Task objective. Show all lines that include the string "this"; copy each one.

* begin *

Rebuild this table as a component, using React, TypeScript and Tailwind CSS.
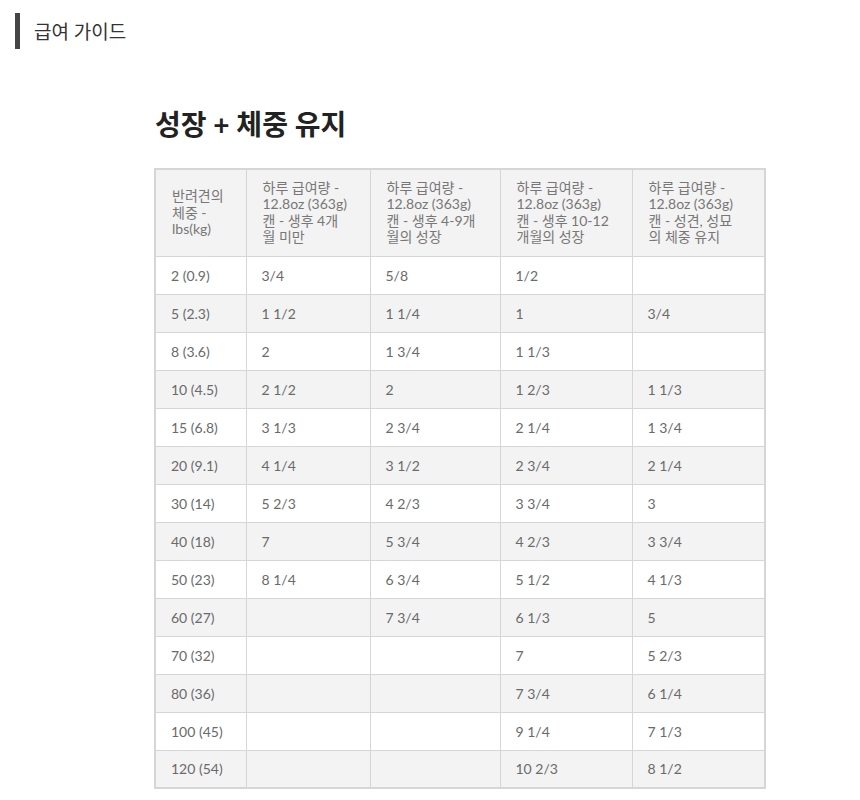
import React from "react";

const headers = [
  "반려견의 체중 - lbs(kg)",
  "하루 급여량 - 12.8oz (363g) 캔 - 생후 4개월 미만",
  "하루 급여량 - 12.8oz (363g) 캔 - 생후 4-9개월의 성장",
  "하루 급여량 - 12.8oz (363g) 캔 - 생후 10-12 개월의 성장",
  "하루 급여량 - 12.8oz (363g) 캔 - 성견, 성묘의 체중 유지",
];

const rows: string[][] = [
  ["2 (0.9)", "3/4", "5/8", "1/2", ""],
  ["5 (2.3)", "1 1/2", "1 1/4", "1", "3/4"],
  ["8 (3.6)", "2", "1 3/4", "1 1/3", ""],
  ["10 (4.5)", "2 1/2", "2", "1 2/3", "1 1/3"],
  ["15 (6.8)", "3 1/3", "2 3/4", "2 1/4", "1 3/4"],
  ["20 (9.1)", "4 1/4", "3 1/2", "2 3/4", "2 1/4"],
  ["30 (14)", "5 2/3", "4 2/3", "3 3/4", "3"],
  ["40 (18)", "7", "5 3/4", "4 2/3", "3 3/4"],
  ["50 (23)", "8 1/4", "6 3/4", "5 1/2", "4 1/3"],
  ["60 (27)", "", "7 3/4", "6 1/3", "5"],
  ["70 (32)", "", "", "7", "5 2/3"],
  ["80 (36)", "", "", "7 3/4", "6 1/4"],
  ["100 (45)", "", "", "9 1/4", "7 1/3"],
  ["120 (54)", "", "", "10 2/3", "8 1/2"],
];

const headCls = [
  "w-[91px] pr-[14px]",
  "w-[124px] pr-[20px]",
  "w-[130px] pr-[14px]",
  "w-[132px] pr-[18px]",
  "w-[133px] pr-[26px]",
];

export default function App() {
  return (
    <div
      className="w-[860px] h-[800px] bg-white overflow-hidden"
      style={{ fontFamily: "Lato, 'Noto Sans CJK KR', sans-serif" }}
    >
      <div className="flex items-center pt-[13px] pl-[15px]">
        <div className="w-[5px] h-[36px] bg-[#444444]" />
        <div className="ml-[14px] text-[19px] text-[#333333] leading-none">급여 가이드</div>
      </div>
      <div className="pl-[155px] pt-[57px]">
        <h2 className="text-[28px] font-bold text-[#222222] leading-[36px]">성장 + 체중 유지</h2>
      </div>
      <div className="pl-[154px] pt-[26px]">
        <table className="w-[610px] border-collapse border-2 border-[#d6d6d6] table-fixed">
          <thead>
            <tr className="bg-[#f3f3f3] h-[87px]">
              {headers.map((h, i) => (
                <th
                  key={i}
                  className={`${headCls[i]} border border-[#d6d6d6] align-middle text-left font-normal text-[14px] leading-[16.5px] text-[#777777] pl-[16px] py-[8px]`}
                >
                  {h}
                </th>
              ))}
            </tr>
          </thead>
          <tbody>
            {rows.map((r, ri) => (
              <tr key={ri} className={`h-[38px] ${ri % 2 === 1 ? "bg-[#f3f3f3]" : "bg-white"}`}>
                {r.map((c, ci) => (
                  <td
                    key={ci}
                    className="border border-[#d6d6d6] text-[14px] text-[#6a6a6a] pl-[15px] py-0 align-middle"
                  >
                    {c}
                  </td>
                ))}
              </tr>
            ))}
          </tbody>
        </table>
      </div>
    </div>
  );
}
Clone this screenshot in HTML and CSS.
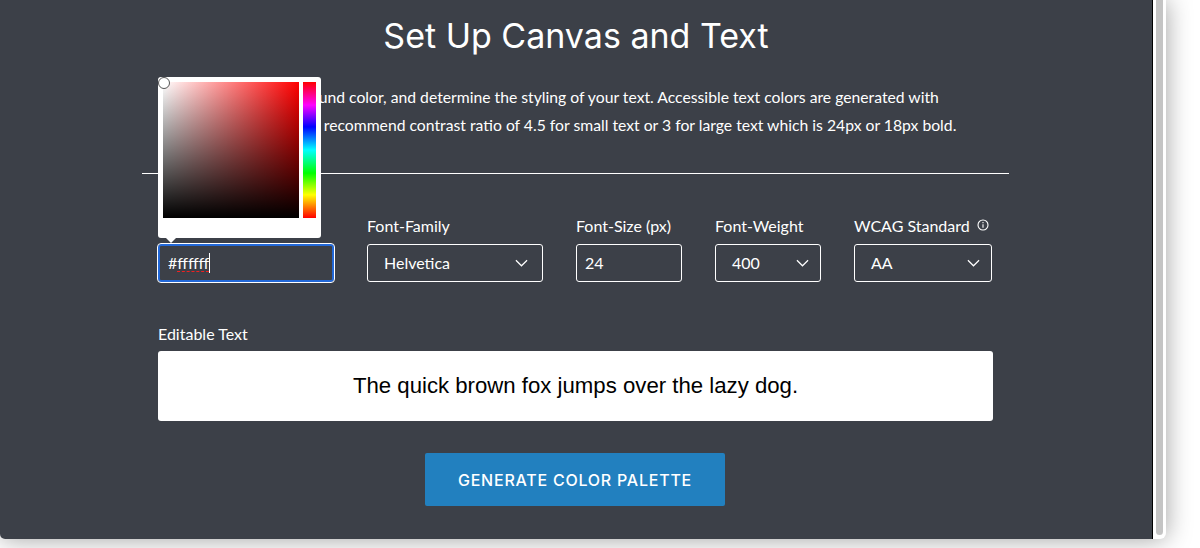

* end *

Result of the exercise.
Rebuild this table as a component, using React, TypeScript and Tailwind CSS.
Clone this screenshot in HTML and CSS.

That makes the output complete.